There are two ways of doing so: either mount a shared disk on all containers,
or configure a ``File`` client to use remote storage; we describe both options
in the next sections.

Shared disk
-----------

.. tab:: K8s/Argo

    If using K8s/Argo, you can mount a volume on each pod by adding some
    configuration to your ``soopervisor.yaml`` file.
    Refer to the :doc:`../api/kubernetes` configuration schema documentation
    for details.

    Note that the configuration flexibility is limited; if you need a more
    flexible approach, you can generate the Argo YAML Spec (by running the
    ``soopervisor export`` command), and then edit the generated spec to
    suit your needs (the spec is generated in ``{name}/argo.yaml``, where
    ``{name}`` is the name of your target environment).


.. tab:: Airflow

    When using Airflow, the ``soopervisor add`` generates an output ``.py``
    file with the Airflow DAG, you can edit this file to configure a shared
    disk and execute ``soopervisor export`` afterwards.
    The :doc:`../tutorials/airflow` tutorial shows how to do this, you can
    see the ``.py`` file that the tutorial uses
    `here <https://github.com/ploomber/soopervisor/blob/master/tutorials/airflow/ml-intermediate.py>`_.

.. tab:: AWS Batch

    To execute pipelines in AWS Batch, you must create a
    `compute environment <https://docs.aws.amazon.com/batch/latest/userguide/compute_environments.html>`_,
    map it to a job queue, and include the job queue name in your
    ``soopervisor.yaml`` file. You can configure a shared disk using Amazon
    EFS, `click here <https://aws.amazon.com/premiumsupport/knowledge-center/batch-mount-efs/>`_
    to learn how to configure EFS in your compute environment.

.. tab:: SLURM

    If running on SLURM, sharing a disk depends on your cluster configuration,
    so ensure you can mount a disk in all nodes and that your pipeline writes
    their outputs in the shared disk.

.. important::

    If using a shared disk, execute ``soopervisor export`` with the
    ``--skip-tests`` flag, otherwise Soopervisor will raise an error if
    your pipeline does not have a ``File`` client configured.


Using remote storage
--------------------

As an alternative, you can configure a ``File`` client to ensure each task
has their input files before execution. We currently support Amazon S3 and
Google Cloud Storage.

To configure a client, add the following to your ``pipeline.yaml`` file:

.. code-block:: yaml
    :caption: pipeline.yaml

    # configure a client
    clients:
        # note the capital F
        File: clients.get
    tasks:
        # content continues...

Then, create a ``clients.py`` file (in the same directory as your
``pipeline.yaml``) and declare a ``get`` function that returns a ``File``
client instance:


.. tab:: Amazon S3

    .. code-block:: python
        :caption: clients.py

        from ploomber.clients import S3Client

        def get():
            return S3Client(bucket_name='YOUR-BUCKET-NAME',
                            parent='PARENT-FOLDER-IN-BUCKET',
                            json_credentials_path='credentials.json')
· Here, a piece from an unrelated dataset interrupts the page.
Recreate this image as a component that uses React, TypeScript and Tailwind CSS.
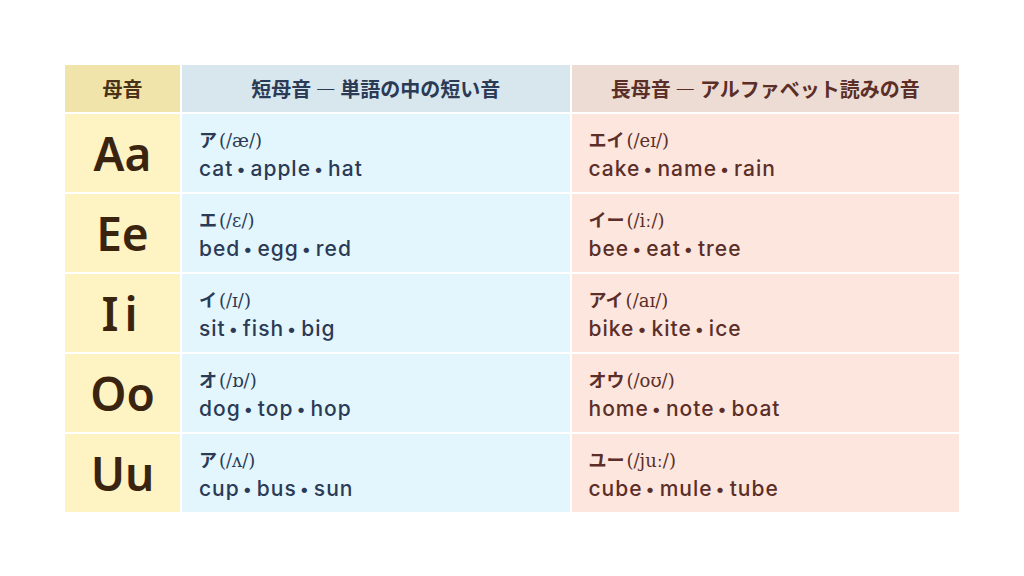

    `Click here to see the S3Client documentation. <https://docs.ploomber.io/en/latest/api/_modules/clients/ploomber.clients.S3Client.html>`_


.. tab:: Google Cloud Storage

    .. code-block:: python
        :caption: clients.py

        from ploomber.clients import GCloudStorageClient

        def get():
            return GCloudStorageClient(bucket_name='YOUR-BUCKET-NAME',
                                       parent='PARENT-FOLDER-IN-BUCKET',
                                       json_credentials_path='credentials.json')

    `Click here to see the GCloudStorageClient documentation. <https://docs.ploomber.io/en/latest/api/_modules/clients/ploomber.clients.GCloudStorageClient.html>`_


Next, create a ``credentials.json`` (in the same directory as your
``pipeline.yaml``) with your authentication information. The
file should look like this:


.. tab:: Amazon S3

    .. code-block:: json

        {
            "aws_access_key_id": "YOUR-ACCESS-KEY-ID",
            "aws_secret_access_key": "YOU-SECRET-ACCESS-KEY"
        }

.. tab:: Google Cloud Storage

    .. code-block:: json

        {
            "type": "service_account",
            "project_id": "project-id",
            "private_key_id": "private-key-id",
            "private_key": "private-key",
            "client_email": "client-email",
            "client_id": "client-id",
            "auth_uri": "https://accounts.google.com/o/oauth2/auth",
            "token_uri": "https://oauth2.googleapis.com/token",
            "auth_provider_x509_cert_url": "https://www.googleapis.com/oauth2/v1/certs",
            "client_x509_cert_url": "https://www.googleapis.com/robot/v1/metadata/x509/service-account.iam.gserviceaccount.com"
        }


**Note:** If you're using a Docker-based exporter (K8s/Argo, Airflow, or
AWS Batch),you must ensure that your ``credentials.json`` file is included in
your Docker image. You can ensure this by adding the following to your
``soopervisor.yaml``

.. code-block:: yaml
    :caption: soopervisor.yaml

    some-name:
        # tell soopervisor to include the credentials.json file
        include: [credentials.json]
        # continues


You can check your local configuration by loading your pipeline using
``ploomber status``. If you see a table listing your tasks, it means the
client has been configured successfully.

Furthermore, when executing the ``soopervisor export`` command and using
a Docker-based exporter (K8s/Argo, Airflow, and AWS Batch), Soopervisor
will check that the ``File`` client in the Docker image is correctly configured
by trying to establish a connection with your credentials to the remote storage.